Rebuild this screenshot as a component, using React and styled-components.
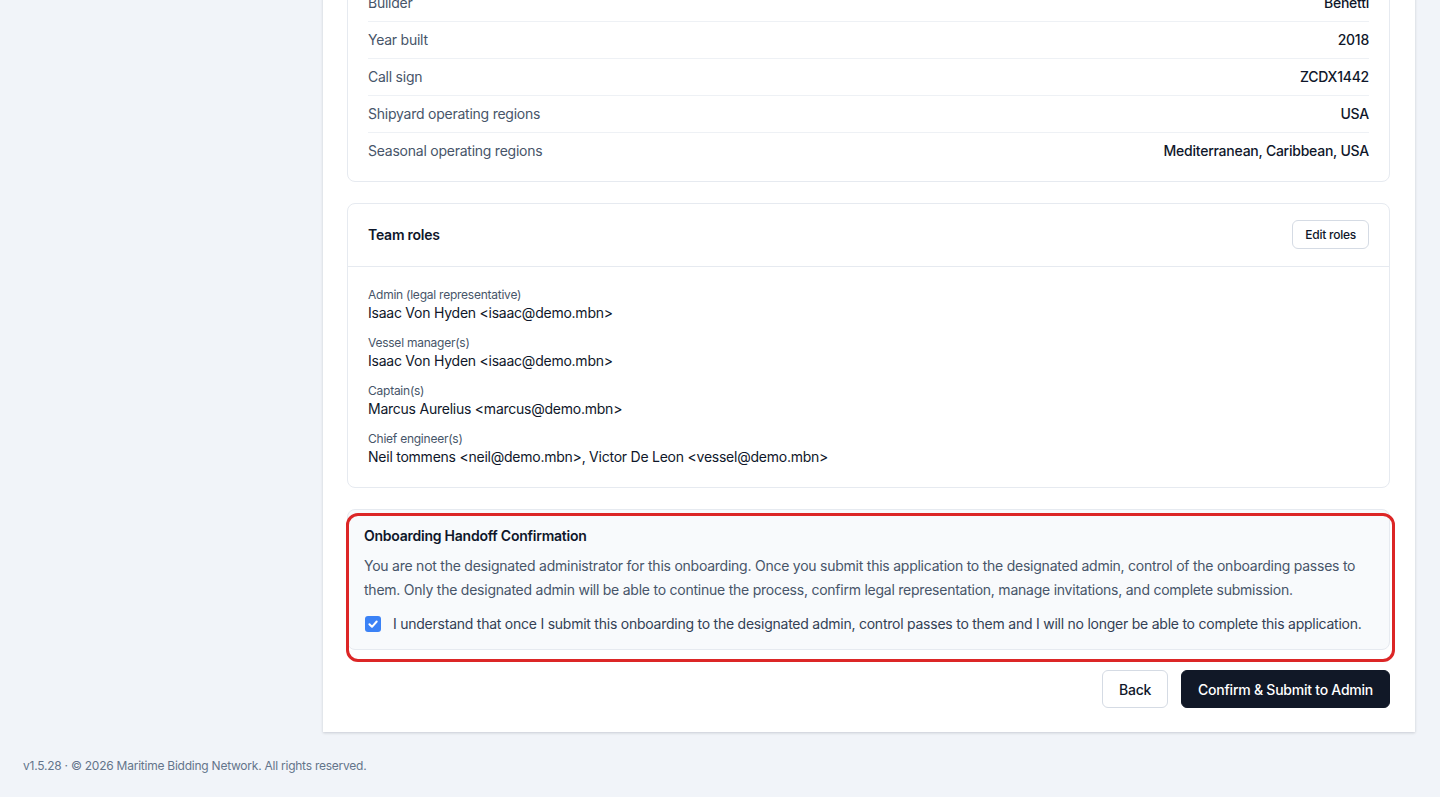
import styled, { createGlobalStyle } from "styled-components";

const GlobalStyle = createGlobalStyle`
  html, body {
    margin: 0;
    padding: 0;
    background: #f1f4f9;
    font-family: Inter, "Noto Sans", "Liberation Sans", sans-serif;
    letter-spacing: -0.015em;
    -webkit-font-smoothing: antialiased;
  }
  * { box-sizing: border-box; }
  button { letter-spacing: inherit; }
`;

const vesselRows = [
  ["Builder", "Benetti"],
  ["Year built", "2018"],
  ["Call sign", "ZCDX1442"],
  ["Shipyard operating regions", "USA"],
  ["Seasonal operating regions", "Mediterranean, Caribbean, USA"],
];

const roles = [
  ["Admin (legal representative)", "Isaac Von Hyden <isaac@demo.mbn>"],
  ["Vessel manager(s)", "Isaac Von Hyden <isaac@demo.mbn>"],
  ["Captain(s)", "Marcus Aurelius <marcus@demo.mbn>"],
  ["Chief engineer(s)", "Neil tommens <neil@demo.mbn>, Victor De Leon <vessel@demo.mbn>"],
];

function CheckMark() {
  return (
    <svg width="12" height="12" viewBox="0 0 12 12" fill="none">
      <path
        d="M2.4 6.2L5 8.8L9.7 3.5"
        stroke="#fff"
        strokeWidth="2"
        strokeLinecap="round"
        strokeLinejoin="round"
      />
    </svg>
  );
}

export default function App() {
  return (
    <>
      <GlobalStyle />
      <Page>
        <Main>
          <Spacer />
          <Panel>
            <DetailsCard>
              {vesselRows.map(([label, value]) => (
                <DetailRow key={label}>
                  <DetailLabel>{label}</DetailLabel>
                  <DetailValue>{value}</DetailValue>
                </DetailRow>
              ))}
            </DetailsCard>

            <Card>
              <CardHeader>
                <CardTitle>Team roles</CardTitle>
                <SmallButton>Edit roles</SmallButton>
              </CardHeader>
              <CardBody>
                {roles.map(([label, value]) => (
                  <RoleGroup key={label}>
                    <RoleLabel>{label}</RoleLabel>
                    <RoleValue>{value}</RoleValue>
                  </RoleGroup>
                ))}
              </CardBody>
            </Card>

            <HandoffWrap>
              <HandoffBox>
                <HandoffTitle>Onboarding Handoff Confirmation</HandoffTitle>
                <HandoffText>
                  You are not the designated administrator for this onboarding. Once you
                  submit this application to the designated admin, control of the onboarding
                  passes to them. Only the designated admin will be able to continue the
                  process, confirm legal representation, manage invitations, and complete
                  submission.
                </HandoffText>
                <CheckRow>
                  <CheckBox>
                    <CheckMark />
                  </CheckBox>
                  <CheckLabel>
                    I understand that once I submit this onboarding to the designated admin,
                    control passes to them and I will no longer be able to complete this
                    application.
                  </CheckLabel>
                </CheckRow>
              </HandoffBox>
              <Highlight />
            </HandoffWrap>

            <Actions>
              <Button>Back</Button>
              <Button $primary>Confirm &amp; Submit to Admin</Button>
            </Actions>
          </Panel>
        </Main>
        <Footer>v1.5.28 · © 2026 Maritime Bidding Network. All rights reserved.</Footer>
      </Page>
    </>
  );
}

const Page = styled.div`
  height: 797px;
  overflow: hidden;
  display: flex;
  flex-direction: column;
`;

const Main = styled.div`
  display: flex;
  padding-right: 25px;
`;

const Spacer = styled.div`
  width: 323px;
  flex-shrink: 0;
`;

const Panel = styled.div`
  flex: 1;
  margin-top: -40px;
  background: #ffffff;
  padding: 24px 25px 24px 24px;
  box-shadow: 0 1px 3px rgba(15, 23, 42, 0.12), 0 1px 2px rgba(15, 23, 42, 0.06);
  display: flex;
  flex-direction: column;
`;

const Card = styled.div`
  border: 1px solid #e6eaf0;
  border-radius: 8px;
  background: #ffffff;
  margin-bottom: 21px;
`;

const DetailsCard = styled(Card)`
  padding: 0 20px 12px;
`;

const DetailRow = styled.div`
  display: flex;
  justify-content: space-between;
  align-items: center;
  padding: 8px 0;
  font-size: 14px;
  line-height: 20px;
  border-bottom: 1px solid #eef1f5;

  &:last-child {
    border-bottom: none;
  }
`;

const DetailLabel = styled.span`
  color: #475569;
`;

const DetailValue = styled.span`
  color: #0f172a;
  font-weight: 500;
`;

const CardHeader = styled.div`
  display: flex;
  justify-content: space-between;
  align-items: center;
  padding: 16px 20px 17px;
  border-bottom: 1px solid #e6eaf0;
`;

const CardTitle = styled.h3`
  margin: 0;
  font-size: 14px;
  line-height: 20px;
  font-weight: 600;
  color: #0f172a;
`;

const SmallButton = styled.button`
  height: 29px;
  padding: 0 12px;
  font-family: inherit;
  font-size: 12px;
  font-weight: 500;
  color: #0f172a;
  background: #ffffff;
  border: 1px solid #d5dbe4;
  border-radius: 6px;
`;

const CardBody = styled.div`
  padding: 20px 20px 20px;
  display: flex;
  flex-direction: column;
  gap: 12px;
`;

const RoleGroup = styled.div`
  display: flex;
  flex-direction: column;
`;

const RoleLabel = styled.span`
  font-size: 12px;
  line-height: 16px;
  color: #475569;
`;

const RoleValue = styled.span`
  font-size: 14px;
  line-height: 20px;
  color: #0f172a;
`;

const HandoffWrap = styled.div`
  position: relative;
`;

const HandoffBox = styled.div`
  background: #f8fafc;
  border: 1px solid #e6eaf0;
  border-radius: 8px;
  padding: 16px 16px 15px;
`;

const Highlight = styled.div`
  position: absolute;
  top: 4px;
  left: -1px;
  right: -5px;
  bottom: -12px;
  border: 3px solid #dc2626;
  border-radius: 12px;
  pointer-events: none;
`;

const HandoffTitle = styled.h4`
  margin: 0 0 8px;
  font-size: 14px;
  line-height: 20px;
  font-weight: 600;
  color: #0f172a;
`;

const HandoffText = styled.p`
  margin: 0 0 12px;
  font-size: 14px;
  line-height: 24px;
  color: #475569;
`;

const CheckRow = styled.label`
  display: flex;
  align-items: center;
  gap: 12px;
  padding-left: 1px;
`;

const CheckBox = styled.span`
  width: 16px;
  height: 16px;
  flex-shrink: 0;
  border-radius: 3px;
  background: #3b82f6;
  display: flex;
  align-items: center;
  justify-content: center;
`;

const CheckLabel = styled.span`
  font-size: 14px;
  line-height: 20px;
  color: #334155;
`;

const Actions = styled.div`
  display: flex;
  justify-content: flex-end;
  gap: 13px;
  margin-top: 20px;
`;

const Button = styled.button`
  height: 38px;
  padding: 0 16px;
  font-family: inherit;
  font-size: 14px;
  font-weight: 500;
  border-radius: 6px;
  border: 1px solid ${(p) => (p.$primary ? "#111827" : "#d5dbe4")};
  background: ${(p) => (p.$primary ? "#111827" : "#ffffff")};
  color: ${(p) => (p.$primary ? "#ffffff" : "#0f172a")};
`;

const Footer = styled.footer`
  padding: 26px 23px 24px;
  font-size: 12px;
  line-height: 16px;
  color: #64748b;
`;
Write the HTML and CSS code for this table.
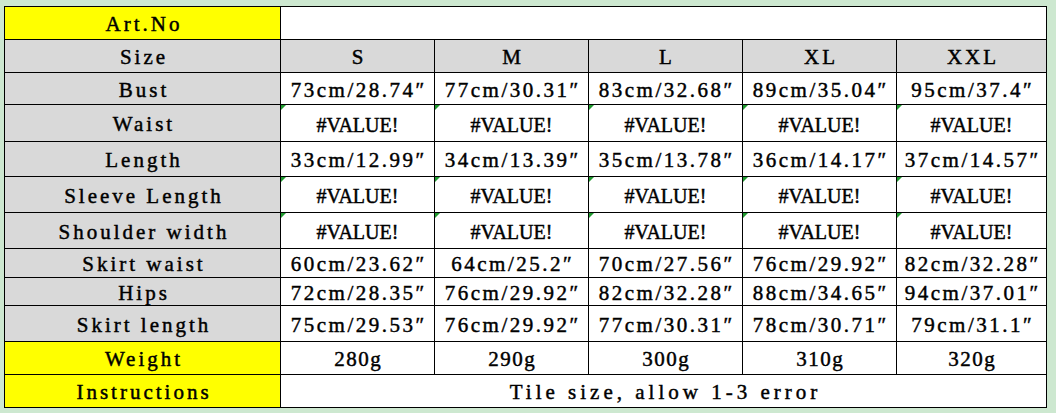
FILE: index.html
```html
<!DOCTYPE html>
<html>
<head>
<meta charset="utf-8">
<link rel="stylesheet" href="styles.css">
</head>
<body>
<div class="sheet">
  <div class="c yellow r1">Art.No</div>
  <div class="c span5 r1"></div>

  <div class="c gray r2">Size</div>
  <div class="c gray r2">S</div>
  <div class="c gray r2">M</div>
  <div class="c gray r2">L</div>
  <div class="c gray r2">XL</div>
  <div class="c gray r2">XXL</div>

  <div class="c gray r3">Bust</div>
  <div class="c num r3">73cm/28.74″</div>
  <div class="c num r3">77cm/30.31″</div>
  <div class="c num r3">83cm/32.68″</div>
  <div class="c num r3">89cm/35.04″</div>
  <div class="c num r3">95cm/37.4″</div>

  <div class="c gray r4">Waist</div>
  <div class="c err r4">#VALUE!</div>
  <div class="c err r4">#VALUE!</div>
  <div class="c err r4">#VALUE!</div>
  <div class="c err r4">#VALUE!</div>
  <div class="c err r4">#VALUE!</div>

  <div class="c gray r5">Length</div>
  <div class="c num r5">33cm/12.99″</div>
  <div class="c num r5">34cm/13.39″</div>
  <div class="c num r5">35cm/13.78″</div>
  <div class="c num r5">36cm/14.17″</div>
  <div class="c num r5">37cm/14.57″</div>

  <div class="c gray r6">Sleeve Length</div>
  <div class="c err r6">#VALUE!</div>
  <div class="c err r6">#VALUE!</div>
  <div class="c err r6">#VALUE!</div>
  <div class="c err r6">#VALUE!</div>
  <div class="c err r6">#VALUE!</div>

  <div class="c gray r7">Shoulder width</div>
  <div class="c err r7">#VALUE!</div>
  <div class="c err r7">#VALUE!</div>
  <div class="c err r7">#VALUE!</div>
  <div class="c err r7">#VALUE!</div>
  <div class="c err r7">#VALUE!</div>

  <div class="c gray r8">Skirt waist</div>
  <div class="c num r8">60cm/23.62″</div>
  <div class="c num r8">64cm/25.2″</div>
  <div class="c num r8">70cm/27.56″</div>
  <div class="c num r8">76cm/29.92″</div>
  <div class="c num r8">82cm/32.28″</div>

  <div class="c gray r9">Hips</div>
  <div class="c num r9">72cm/28.35″</div>
  <div class="c num r9">76cm/29.92″</div>
  <div class="c num r9">82cm/32.28″</div>
  <div class="c num r9">88cm/34.65″</div>
  <div class="c num r9">94cm/37.01″</div>

  <div class="c gray r10">Skirt length</div>
  <div class="c num r10">75cm/29.53″</div>
  <div class="c num r10">76cm/29.92″</div>
  <div class="c num r10">77cm/30.31″</div>
  <div class="c num r10">78cm/30.71″</div>
  <div class="c num r10">79cm/31.1″</div>

  <div class="c yellow r11">Weight</div>
  <div class="c wt r11">280g</div>
  <div class="c wt r11">290g</div>
  <div class="c wt r11">300g</div>
  <div class="c wt r11">310g</div>
  <div class="c wt r11">320g</div>

  <div class="c yellow r12">Instructions</div>
  <div class="c note span5 r12">Tile size, allow 1-3 error</div>
</div>
</body>
</html>
```
FILE: styles.css
```css
html, body {
  margin: 0;
  padding: 0;
}
body {
  background: #cde8d0;
  padding: 6px 0 0 4px;
  width: 1056px;
  height: 413px;
  box-sizing: border-box;
  overflow: hidden;
}
.sheet {
  display: grid;
  grid-template-columns: 275px 153px 153px 153px 153px 149px;
  grid-template-rows: 32px 32px 31px 36px 34px 35px 35px 28px 27px 35px 32px 32px;
  gap: 1px;
  padding: 1px;
  background: #000;
  width: max-content;
  font-family: "Liberation Serif", "DejaVu Serif", serif;
  font-size: 21px;
  color: #000;
  -webkit-text-stroke: 0.45px #000;
}
.c {
  position: relative;
  background: #fff;
  display: flex;
  align-items: center;
  justify-content: center;
  white-space: nowrap;
  line-height: 1;
  letter-spacing: 3px;
  padding-left: 3px;
  padding-top: 3px;
}
.gray { background: #d9d9d9; }
.yellow { background: #ffff00; }
.span5 { grid-column: span 5; }
.num {
  letter-spacing: 2.5px;
  padding-left: 2.5px;
}
.wt {
  letter-spacing: 1.5px;
  padding-left: 1.5px;
}
.note {
  letter-spacing: 4px;
  padding-left: 4px;
}
.err {
  letter-spacing: 0;
  font-size: 20px;
  padding-left: 0;
}
.err::before {
  content: "";
  position: absolute;
  left: 0;
  top: 0;
  width: 0;
  height: 0;
  border-top: 5px solid #1f9a2f;
  border-right: 5px solid transparent;
}
```
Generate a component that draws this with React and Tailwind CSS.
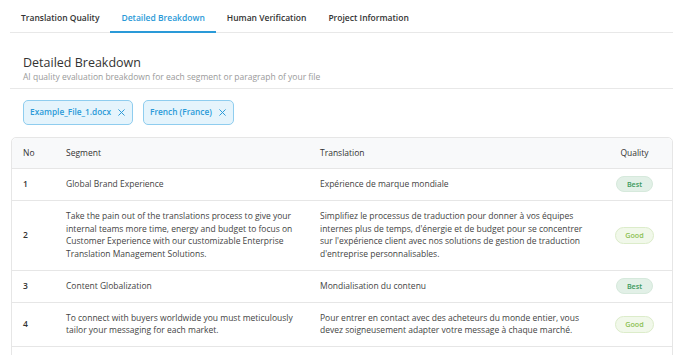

------------------------------------------------------------------------

### GIVEN INSTRUCTION:
Look through the entries and return every line where "components" appears.

### FULL OUTPUT:
Rebuild this screenshot as a component, using React and styled-components.
import styled, { createGlobalStyle } from "styled-components";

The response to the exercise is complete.